We note that all denominators must be $\le8$ ("small", marked $\bigcirc$) as must be a2 (in checkerboard coordinates) because $b2/c2 \ge 2$ and at least two of those marked $\diamond$ and at least one of those marked $\ast$. Because only 8 small numbers are available a4 must be small and one of b4,c4. All others must be $>8$ ("large", marked $\Box$):

$\begin{matrix}\bigcirc&+&\Box\bigcirc&+&\Box\bigcirc&=&\Box\\\times&&-&&+&&-\\\Box&+&\Box&/&\bigcirc&=&\Box\\+&&/&&\times&&/\\\bigcirc&\times&\bigcirc&/&\bigcirc&=&\bigcirc\\=&&=&&=&&=\\\Box&/&\bigcirc&+&\Box&=&\Box\end{matrix}$


and we see that a4 must be $1$

Observe that $d4 = d3/d2 + a1/b1 + c2\times c3 + c4 \ge 2 + 2 + 2\times 3 + c4$ Therefore c4 must be small and b4 large.

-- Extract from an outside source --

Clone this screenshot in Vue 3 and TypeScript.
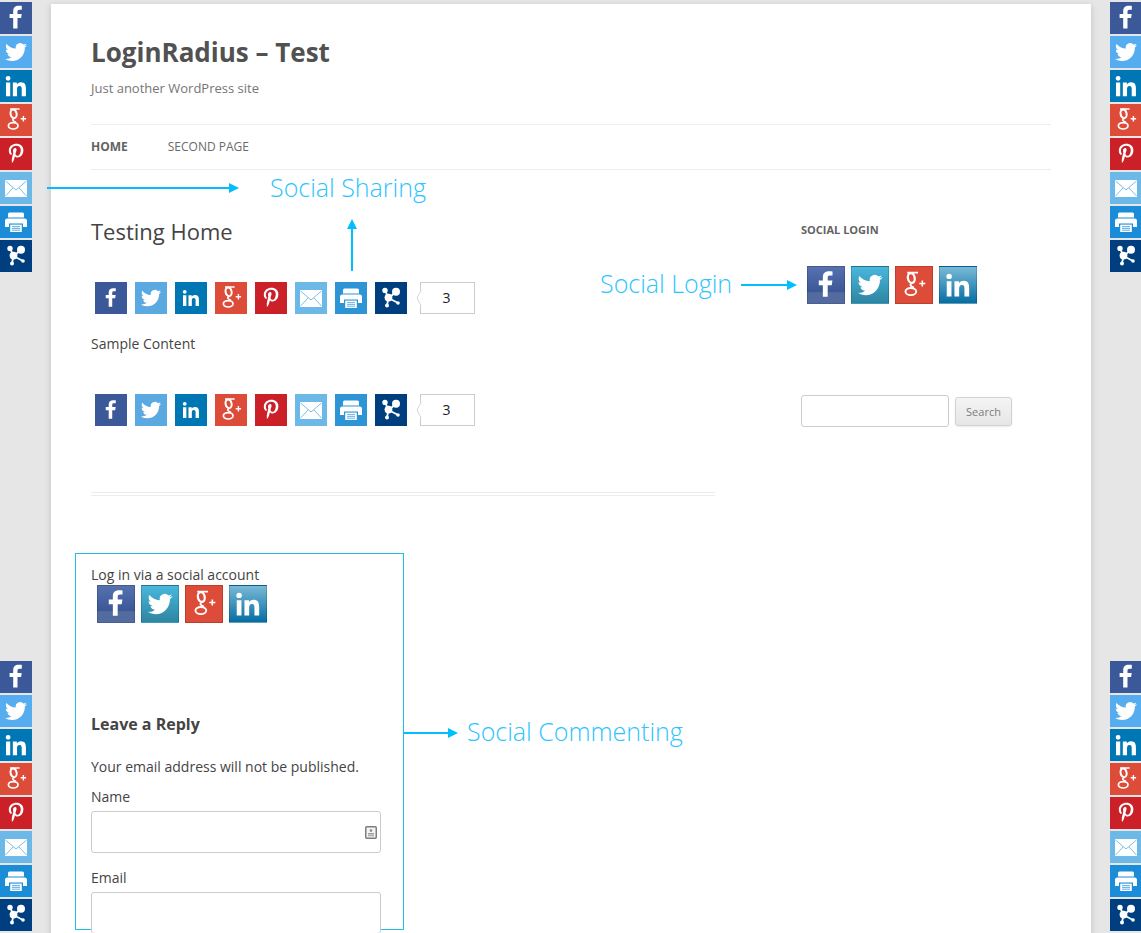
<script setup lang="ts">
const iconTypes = ['fb', 'tw', 'li', 'gp', 'pi', 'em', 'pr', 'sh'] as const
const loginTypes = ['fb', 'tw', 'gp', 'li'] as const
const twitter = 'M23.953 4.57a10 10 0 01-2.825.775 4.958 4.958 0 002.163-2.723c-.951.555-2.005.959-3.127 1.184a4.92 4.92 0 00-8.384 4.482C7.69 8.095 4.067 6.13 1.64 3.162a4.822 4.822 0 00-.666 2.475c0 1.71.87 3.213 2.188 4.096a4.904 4.904 0 01-2.228-.616v.06a4.923 4.923 0 003.946 4.827 4.996 4.996 0 01-2.212.085 4.936 4.936 0 004.604 3.417 9.867 9.867 0 01-6.102 2.105c-.39 0-.779-.023-1.17-.067a13.995 13.995 0 007.557 2.209c9.053 0 13.998-7.496 13.998-13.985 0-.21 0-.42-.015-.63A9.935 9.935 0 0024 4.59z'
const linkedin = 'M20.447 20.452h-3.554v-5.569c0-1.328-.027-3.037-1.852-3.037-1.853 0-2.136 1.445-2.136 2.939v5.667H9.351V9h3.414v1.561h.046c.477-.9 1.637-1.85 3.37-1.85 3.601 0 4.267 2.37 4.267 5.455v6.286zM5.337 7.433a2.062 2.062 0 01-2.063-2.065 2.064 2.064 0 112.063 2.065zm1.782 13.019H3.555V9h3.564v11.452z'
const pinterest = 'M204 6.5C101.4 6.5 0 74.9 0 185.6 0 256 39.6 296 63.6 296c9.9 0 15.6-27.6 15.6-35.4 0-9.3-23.7-29.1-23.7-67.8 0-80.4 61.2-137.4 140.4-137.4 68.1 0 118.5 38.7 118.5 109.8 0 53.1-21.3 152.7-90.3 152.7-24.9 0-46.2-18-46.2-43.8 0-37.8 26.4-74.4 26.4-113.4 0-66.2-93.9-54.2-93.9 25.8 0 16.8 2.1 35.4 9.6 50.7-13.8 59.4-42 147.9-42 209.1 0 18.9 2.7 37.5 4.5 56.4 3.4 3.8 1.7 3.4 6.9 1.5 50.4-69 48.6-82.5 71.4-172.8 12.3 23.4 44.1 36 69.3 36 106.2 0 153.9-103.5 153.9-196.8C384 71.3 298.2 6.5 204 6.5z'
const facebook = 'M18 28V17.2h3.6l.6-4.2H18v-2.6c0-1.2.4-2 2.1-2h2.2V4.6c-.4-.1-1.7-.2-3.2-.2-3.2 0-5.4 1.9-5.4 5.5V13h-3.6v4.2h3.6V28z'
const bars = [{ name: 'top', cls: 'bar-top' }, { name: 'bottom', cls: 'bar-bottom' }]
</script>

<template>
  <div class="page">
    <svg width="0" height="0" class="defs">
      <defs>
        <g id="g-fb"><path :d="facebook" fill="#fff" transform="translate(-.5 -.4) scale(1 .96)" /></g>
        <g id="g-tw"><path :d="twitter" fill="#fff" transform="translate(5 5) scale(.92)" /></g>
        <g id="g-li"><path :d="linkedin" fill="#fff" transform="translate(1.8 2) scale(1.18)" /></g>
        <g id="g-gp" fill="none" stroke="#fff">
          <ellipse cx="13.6" cy="9.8" rx="3" ry="4.4" stroke-width="2" transform="rotate(-12 13.6 9.8)" />
          <ellipse cx="13.2" cy="21.8" rx="4.8" ry="3.2" stroke-width="1.7" />
          <path d="M14 14.6c-2.2 1.2-1.4 2.4 2 3.6M10 5h9.6" stroke-width="1.5" />
          <path d="M23.4 12v5.4M20.7 14.7h5.4" stroke-width="1.4" />
        </g>
        <g id="g-pi"><path :d="pinterest" fill="#fff" transform="translate(8.8 5.6) scale(.038)" /></g>
        <g id="g-em">
          <rect x="5" y="8" width="22" height="17" fill="#fff" />
          <path d="M5.5 9l10.5 9 10.5-9M5.5 24l7.5-8M26.5 24l-7.5-8" fill="none" stroke="currentColor" stroke-width=".9" />
        </g>
        <g id="g-pr" fill="#fff">
          <path d="M9.5 6.5h13A1.5 1.5 0 0124 8v3.4H8V8a1.5 1.5 0 011.5-1.5z" />
          <path d="M7.5 12.4h17A2.5 2.5 0 0127 15v6h-4v-3.6H9V21H5v-6a2.5 2.5 0 012.5-2.6z" />
          <path d="M10.2 18.6h11.6V26H10.2z" />
          <path d="M12 20.6h8M12 22.4h8M12 24.2h8" stroke="currentColor" stroke-width=".7" />
        </g>
        <g id="g-sh" fill="#fff">
          <path d="M10 8.4l3.5 7.6L21 10M13.5 16L12 23.4M13.5 16L23 21" stroke="#fff" stroke-width="1.8" fill="none" />
          <circle cx="10" cy="8.4" r="2.7" /><circle cx="21" cy="9.8" r="4" /><circle cx="13.5" cy="15.6" r="3.9" />
          <circle cx="12" cy="23.4" r="2" /><circle cx="23" cy="21" r="1.8" />
        </g>
      </defs>
    </svg>

    <div class="card">
      <header class="head">
        <h1 class="title">LoginRadius – Test</h1>
        <p class="tagline">Just another WordPress site</p>
      </header>
      <nav class="nav">
        <a class="nav-item active">Home</a>
        <a class="nav-item">Second Page</a>
      </nav>

      <div class="columns">
        <main class="primary">
          <h2 class="entry-title">Testing Home</h2>
          <div class="share-row">
            <svg v-for="t in iconTypes" :key="t" :class="['sq', 'inline', t]" viewBox="0 0 32 32"><use :href="`#g-${t}`" /></svg>
            <div class="counter">3</div>
          </div>
          <p class="sample">Sample Content</p>
          <div class="share-row second">
            <svg v-for="t in iconTypes" :key="t" :class="['sq', 'inline', t]" viewBox="0 0 32 32"><use :href="`#g-${t}`" /></svg>
            <div class="counter">3</div>
          </div>
          <div class="double"></div>
        </main>
        <aside class="side">
          <h3 class="widget-title">Social Login</h3>
          <div class="login-row">
            <svg v-for="t in loginTypes" :key="t" :class="['lg', t]" viewBox="0 0 32 32"><use :href="`#g-${t}`" /></svg>
          </div>
          <form class="search" @submit.prevent>
            <input class="search-input" type="text" aria-label="Search" />
            <button class="search-btn" type="submit">Search</button>
          </form>
        </aside>
      </div>

      <section class="comments">
        <p class="via">Log in via a social account</p>
        <div class="login-row small">
          <svg v-for="t in loginTypes" :key="t" :class="['lg', t]" viewBox="0 0 32 32"><use :href="`#g-${t}`" /></svg>
        </div>
        <h3 class="reply">Leave a Reply</h3>
        <p class="note">Your email address will not be published.</p>
        <label class="field-label">Name</label>
        <div class="field">
          <svg class="contact" viewBox="0 0 12 13">
            <rect x=".75" y=".75" width="10.5" height="11.5" rx="1" fill="#f4f4f4" stroke="#7d7d7d" stroke-width="1.5" />
            <circle cx="6" cy="4.6" r="1.3" fill="#8a8a8a" />
            <path d="M3 7h6v1.4H3zM3 9.2h6v1H3z" fill="#9a9a9a" />
          </svg>
        </div>
        <label class="field-label email">Email</label>
        <div class="field"></div>
      </section>
    </div>

    <div v-for="b in bars" :key="b.name" :class="['float', 'left', b.cls]">
      <svg v-for="t in iconTypes" :key="t" :class="['sq', 'f', t]" viewBox="0 0 32 32"><use :href="`#g-${t}`" /></svg>
    </div>
    <div v-for="b in bars" :key="b.name + 'r'" :class="['float', 'right', b.cls]">
      <svg v-for="t in iconTypes" :key="t" :class="['sq', 'f', t]" viewBox="0 0 32 32"><use :href="`#g-${t}`" /></svg>
    </div>

    <div class="note-label l1">Social Sharing</div>
    <div class="note-label l2">Social Login</div>
    <div class="note-label l3">Social Commenting</div>
    <svg class="arrows" width="1141" height="933" viewBox="0 0 1141 933">
      <g fill="#00bfff" stroke="none">
        <path d="M47 187h184v2H47zM229 183l10 5-10 5z" />
        <path d="M351 229h2v42h-2zM352 219l5 10h-10z" />
        <path d="M741 284h48v2h-48zM787 280l10 5-10 5z" />
        <path d="M404 732h46v2h-46zM448 728l10 5-10 5z" />
      </g>
    </svg>
  </div>
</template>

<style>
html, body { margin: 0; padding: 0; height: 933px; overflow: hidden; background: #e6e6e6; }
</style>

<style scoped>
.page {
  position: relative;
  height: 933px;
  overflow: hidden;
  background: #e6e6e6;
  font-family: "Open Sans", sans-serif;
  font-size: 14px;
  color: #444;
}
.defs { position: absolute; }
.card {
  margin: 4px 50px 0 51px;
  padding: 0 40px;
  height: 1100px;
  background: #fff;
  box-shadow: 0 2px 6px rgba(100, 100, 100, .3);
}
.head { padding-top: 29px; }
.title { margin: 0; font-size: 26px; line-height: 39px; font-weight: 700; color: #515151; }
.tagline { margin: 7px 0 0; font-size: 13px; line-height: 19px; color: #757575; }
.nav {
  display: flex;
  gap: 40px;
  box-sizing: content-box;
  margin-top: 26px;
  height: 42px;
  padding-bottom: 2px;
  align-items: center;
  border-top: 1px solid #ededed;
  border-bottom: 1px solid #ededed;
}
.nav-item { font-size: 12px; text-transform: uppercase; color: #6a6a6a; }
.nav-item.active { font-weight: 700; color: #636363; }
.columns { display: flex; justify-content: space-between; height: 385px; }
.primary { width: 624px; }
.entry-title { margin: 45px 0 0; font-size: 22px; line-height: 33px; font-weight: 400; color: #444; }
.share-row { display: flex; align-items: center; gap: 8px; margin: 34px 0 0 4px; height: 32px; }
.share-row.second { margin-top: 40px; }
.sq { display: block; width: 32px; height: 32px; flex: none; }
.inline.fb use { transform: scale(.82); transform-origin: 16px 17px; }
.inline.tw use { transform: scale(.92); transform-origin: 16px 17px; }
.inline.li use { transform: scale(.8); transform-origin: 16px 16px; }
.fb { background: #3b5998; color: #3b5998; }
.tw { background: #5aa9e0; color: #5aa9e0; }
.li { background: #0077b5; color: #0077b5; }
.gp { background: #dd4b39; color: #dd4b39; }
.pi { background: #cb2027; color: #cb2027; }
.em { background: #6cb8e6; color: #6cb8e6; }
.pr { background: #2d95d5; color: #2d95d5; }
.sh { background: #003f7f; color: #003f7f; }
.f.tw { background: #55acee; color: #55acee; }
.f.pr { background: #1a8cd8; color: #1a8cd8; }
.counter {
  position: relative;
  box-sizing: border-box;
  width: 55px;
  height: 32px;
  margin-left: 5px;
  padding-right: 2px;
  border: 1px solid #ccc;
  background: #fff;
  text-align: center;
  font-size: 14px;
  line-height: 30px;
  color: #222;
}
.counter::before {
  content: "";
  position: absolute;
  left: -6px;
  top: 9px;
  width: 11px;
  height: 11px;
  background: #fff;
  border-left: 1px solid #ccc;
  border-bottom: 1px solid #ccc;
  transform: scaleX(.5) rotate(45deg);
}
.sample { margin: 19px 0 0; font-size: 14px; line-height: 21px; color: #444; }
.double {
  margin-top: 66px;
  height: 2px;
  border-top: 1px solid #ededed;
  border-bottom: 1px solid #ededed;
}
.side { width: 250px; }
.widget-title {
  margin: 52px 0 0;
  font-size: 11px;
  line-height: 16px;
  font-weight: 700;
  text-transform: uppercase;
  color: #636363;
}
.login-row { display: flex; gap: 6px; margin: 28px 0 0 6px; }
.lg {
  display: block;
  width: 38px;
  height: 38px;
  box-sizing: border-box;
  border: 1px solid rgba(0, 0, 0, .15);
}
.lg.fb { background: linear-gradient(#5671ae, #3b5796 70%, #536b9f 71%); }
.lg.tw { background: linear-gradient(#48b8dc, #2e85a2); }
.lg.gp { background: #dd4b39; }
.lg.li { background: linear-gradient(#79b9d6, #056ea3); }
.search { display: flex; align-items: center; gap: 6px; margin-top: 91px; }
.search-input {
  box-sizing: border-box;
  width: 148px;
  height: 32px;
  margin: 0;
  border: 1px solid #ccc;
  border-radius: 3px;
  background: #fff;
}
.search-btn {
  box-sizing: border-box;
  width: 57px;
  height: 29px;
  padding: 0;
  border: 1px solid #d2d2d2;
  border-radius: 3px;
  background: linear-gradient(#f4f4f4, #e6e6e6);
  font-family: inherit;
  font-size: 11px;
  color: #7c7c7c;
  box-shadow: 0 1px 2px rgba(64, 64, 64, .1);
}
.comments {
  box-sizing: border-box;
  width: 329px;
  height: 377px;
  margin: -2px 0 0 -16px;
  padding: 11px 22px 0 15px;
  border: 1px solid #1fbde8;
  position: relative;
}
.via { margin: 0; font-size: 14px; line-height: 20px; color: #444; }
.login-row.small { margin: 0 0 0 6px; }
.reply { margin: 89px 0 0; font-size: 16px; line-height: 24px; font-weight: 700; color: #444; }
.note { margin: 20px 0 0; font-size: 14px; line-height: 21px; color: #444; }
.field-label { display: block; margin-top: 9px; font-size: 14px; line-height: 21px; color: #444; }
.field-label.email { margin-top: 14px; }
.field {
  position: relative;
  box-sizing: border-box;
  height: 42px;
  margin-top: 4px;
  border: 1px solid #ccc;
  border-radius: 3px;
  background: #fff;
}
.contact { position: absolute; right: 3px; top: 14px; width: 12px; height: 13px; }
.float { position: absolute; display: flex; flex-direction: column; gap: 2px; }
.float.left { left: 0; }
.float.right { left: 1110px; }
.bar-top { top: 2px; }
.bar-bottom { top: 661px; }
.note-label {
  position: absolute;
  font-size: 25px;
  line-height: 32px;
  font-weight: 300;
  color: #2cc4ff;
  white-space: nowrap;
}
.l1 { left: 270px; top: 171px; }
.l2 { left: 600px; top: 267px; }
.l3 { left: 467px; top: 715px; }
.arrows { position: absolute; left: 0; top: 0; pointer-events: none; }
</style>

$\begin{matrix}1&+&\Box&+&\bigcirc&=&13\ldots 16\\\times&&-&&+&&-\\\Box&+&\Box&/&\bigcirc&=&\Box\\+&&/&&\times&&/\\\bigcirc&\times&\bigcirc&/&\bigcirc&=&\bigcirc\\=&&=&&=&&=\\\Box&/&\bigcirc&+&9\ldots 12&=&11\ldots 14\end{matrix}$

Next, we see that $2$ must be in either c2 or c3:

$\begin{matrix}1&+&9\ldots 11&+&3\ldots 6&=&14\ldots 16\\\times&&-&&+&&-\\\Box&+&\Box&/&2\ldots 4&=&\Box\\+&&/&&\times&&/\\\bigcirc&\times&\bigcirc&/&2\ldots 4&=&\bigcirc\\=&&=&&=&&=\\\Box&/&\bigcirc&+&10\ldots 12&=&12\ldots 14\end{matrix}$

We are almost done! Observe that in the products $a2\times b2 = c2\times d2$ the primes $5$ and $7$ cannot occur because they are available only once.

$\begin{matrix}1&+&9\ldots 10&+&5&=&15\ldots 16\\\times&&-&&+&&-\\\Box&+&\Box&/&2\ldots 3&=&\Box\\+&&/&&\times&&/\\\bigcirc&\times&\bigcirc&/&2\ldots 3&=&\bigcirc\\=&&=&&=&&=\\14&/&7&+&11&=&13\end{matrix}$

We can finish by filling in column a,

$\begin{matrix}1&+&9&+&5&=&15\\\times&&-&&+&&-\\10&+&\Box&/&2\ldots 3&=&\Box\\+&&/&&\times&&/\\4&\times&\bigcirc&/&2\ldots 3&=&\bigcirc\\=&&=&&=&&=\\14&/&7&+&11&=&13\end{matrix}$

row 3 and, finally, row 2.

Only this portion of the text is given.